RECORDED INFORMATION
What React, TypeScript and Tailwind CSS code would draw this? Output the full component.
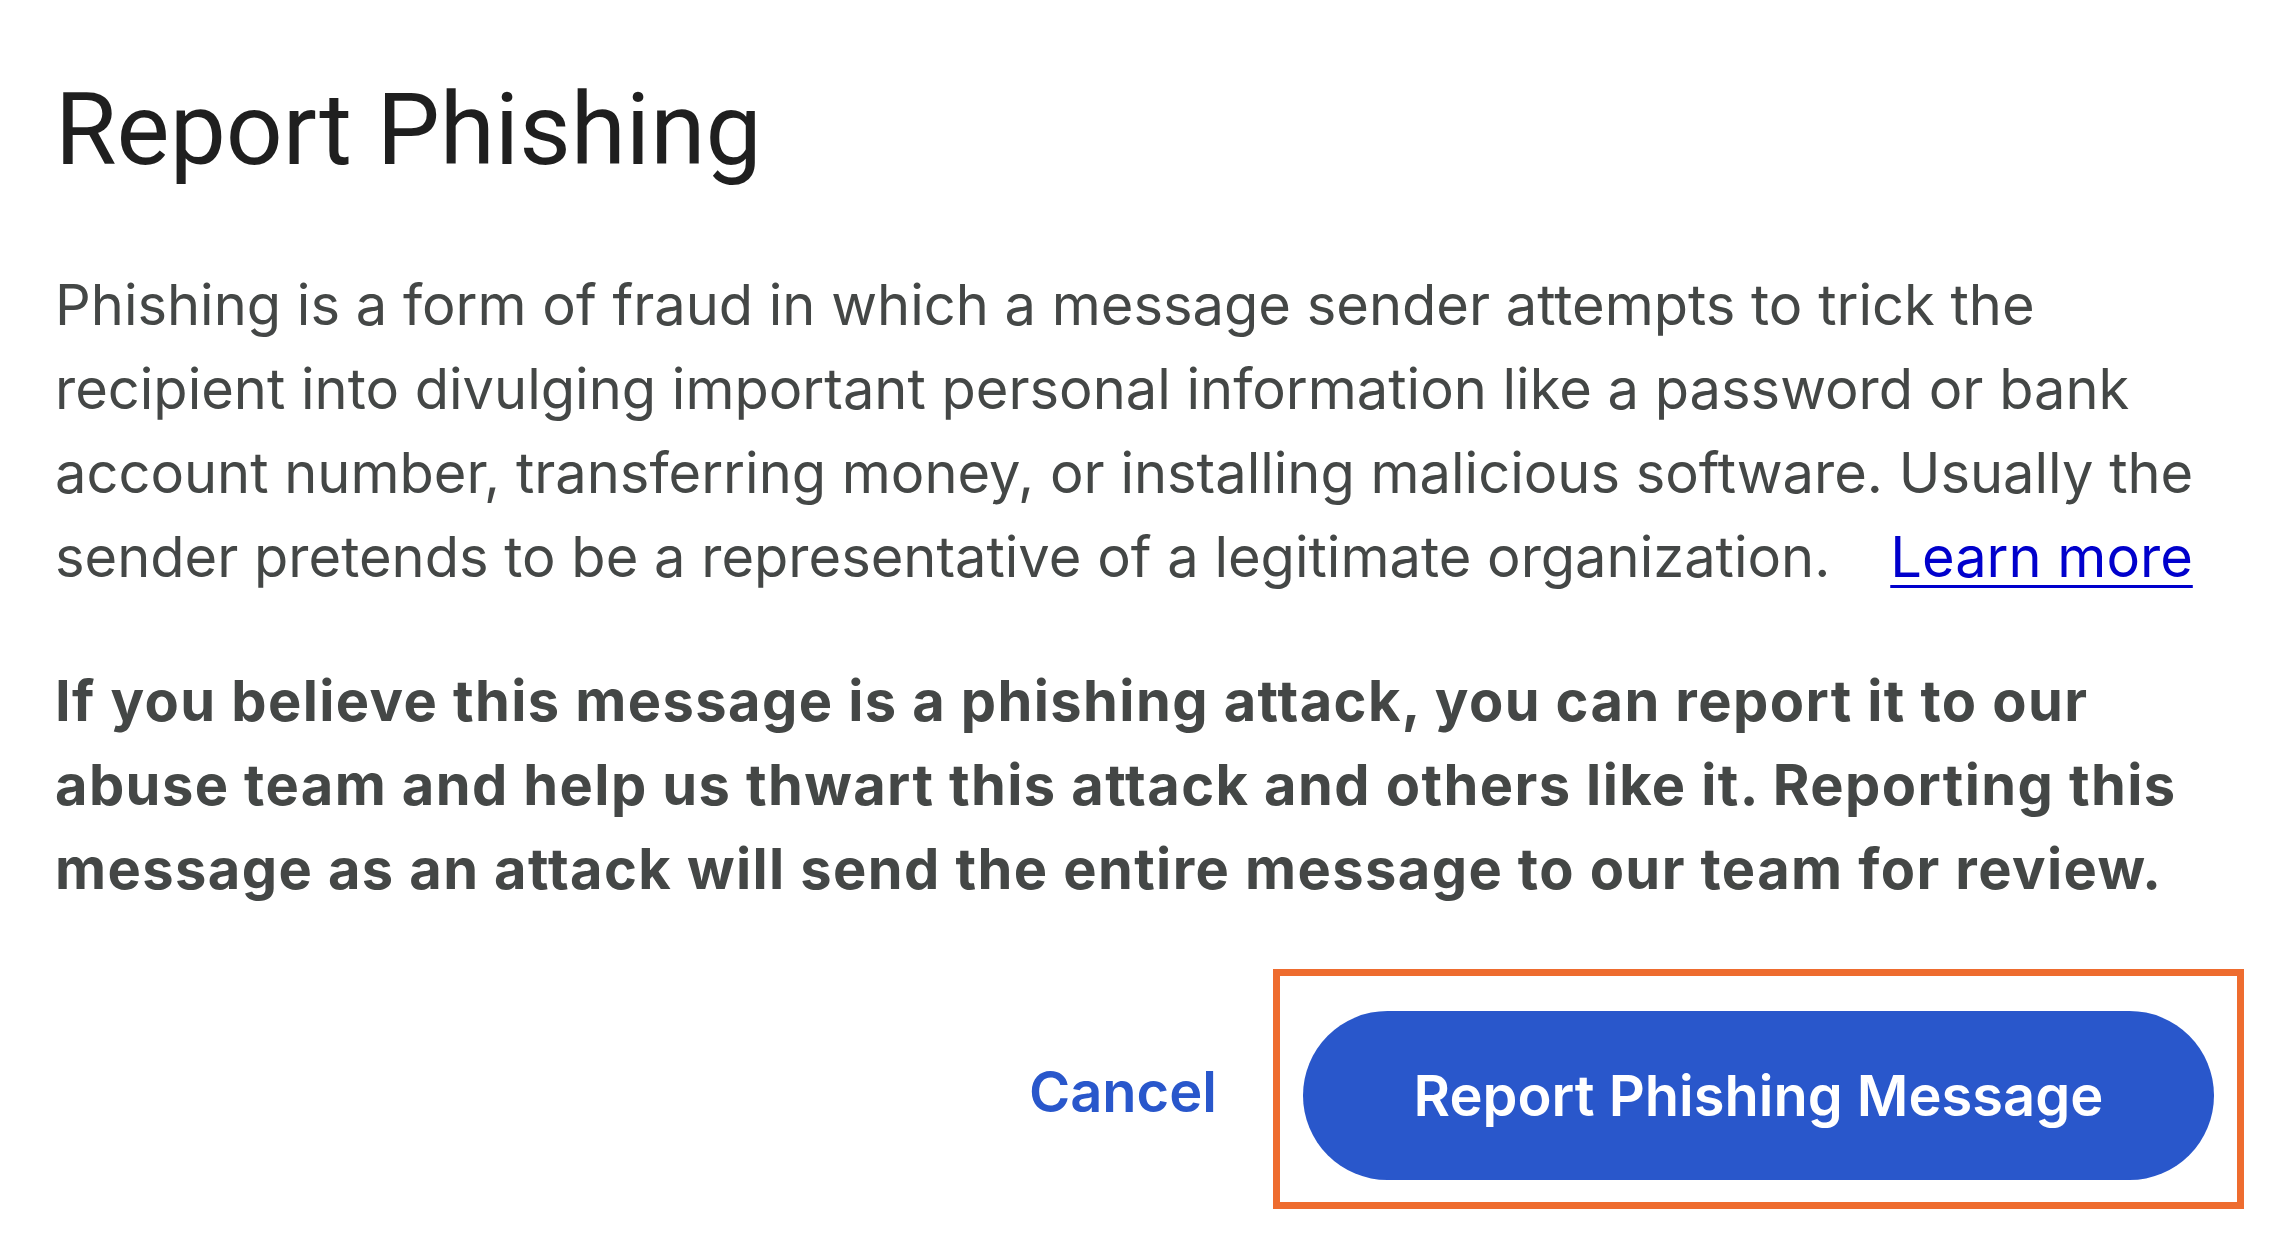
export default function App() {
  return (
    <div className="min-h-screen bg-white pl-[55px] pr-[34px] font-['Inter','Roboto',sans-serif]">
      {/* Header */}
      <h1 className="pt-[70px] font-['Roboto','Inter',sans-serif] text-[100px] leading-[120px] font-normal text-[#1f1f1f]">
        Report Phishing
      </h1>

      <div className="w-[2180px]">
        <p className="mt-[73px] text-[56px] leading-[84px] text-[#444746]">
          Phishing is a form of fraud in which a message sender attempts to trick the recipient into divulging important
          personal information like a password or bank account number, transferring money, or installing malicious
          software. Usually the sender pretends to be a representative of a legitimate organization.
          <a href="#" className="ml-[60px] text-[#0000cc] underline underline-offset-[8px] decoration-[3px]">
            Learn more
          </a>
        </p>

        <p className="mt-[60px] text-[56px] leading-[84px] font-bold tracking-[1.4px] text-[#444746]">
          If you believe this message is a phishing attack, you can report it to our abuse team and help us thwart this
          attack and others like it. Reporting this message as an attack will send the entire message to our team for
          review.
        </p>
      </div>

      {/* Actions */}
      <div className="mt-[58px] flex items-center justify-end gap-[56px]">
        <button className="mt-[6px] text-[56px] font-semibold text-[#2957cb]">Cancel</button>
        <div className="border-[7px] border-[#ee6c2f] px-[23px] pt-[35px] pb-[22px]">
          <button className="flex h-[169px] w-[911px] items-center justify-center rounded-full bg-[#2957cb] text-[56px] font-semibold text-white">
            Report Phishing Message
          </button>
        </div>
      </div>
    </div>
  );
}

PROBLEM TO SOLVE
Reproduce all of the material exactly, apart from the pictures.

WRITTEN SOLUTION
What React, TypeScript and Tailwind CSS code would draw this? Output the full component.
export default function App() {
  return (
    <div className="min-h-screen bg-white pl-[55px] pr-[34px] font-['Inter','Roboto',sans-serif]">
      {/* Header */}
      <h1 className="pt-[70px] font-['Roboto','Inter',sans-serif] text-[100px] leading-[120px] font-normal text-[#1f1f1f]">
        Report Phishing
      </h1>

      <div className="w-[2180px]">
        <p className="mt-[73px] text-[56px] leading-[84px] text-[#444746]">
          Phishing is a form of fraud in which a message sender attempts to trick the recipient into divulging important
          personal information like a password or bank account number, transferring money, or installing malicious
          software. Usually the sender pretends to be a representative of a legitimate organization.
          <a href="#" className="ml-[60px] text-[#0000cc] underline underline-offset-[8px] decoration-[3px]">
            Learn more
          </a>
        </p>

        <p className="mt-[60px] text-[56px] leading-[84px] font-bold tracking-[1.4px] text-[#444746]">
          If you believe this message is a phishing attack, you can report it to our abuse team and help us thwart this
          attack and others like it. Reporting this message as an attack will send the entire message to our team for
          review.
        </p>
      </div>

      {/* Actions */}
      <div className="mt-[58px] flex items-center justify-end gap-[56px]">
        <button className="mt-[6px] text-[56px] font-semibold text-[#2957cb]">Cancel</button>
        <div className="border-[7px] border-[#ee6c2f] px-[23px] pt-[35px] pb-[22px]">
          <button className="flex h-[169px] w-[911px] items-center justify-center rounded-full bg-[#2957cb] text-[56px] font-semibold text-white">
            Report Phishing Message
          </button>
        </div>
      </div>
    </div>
  );
}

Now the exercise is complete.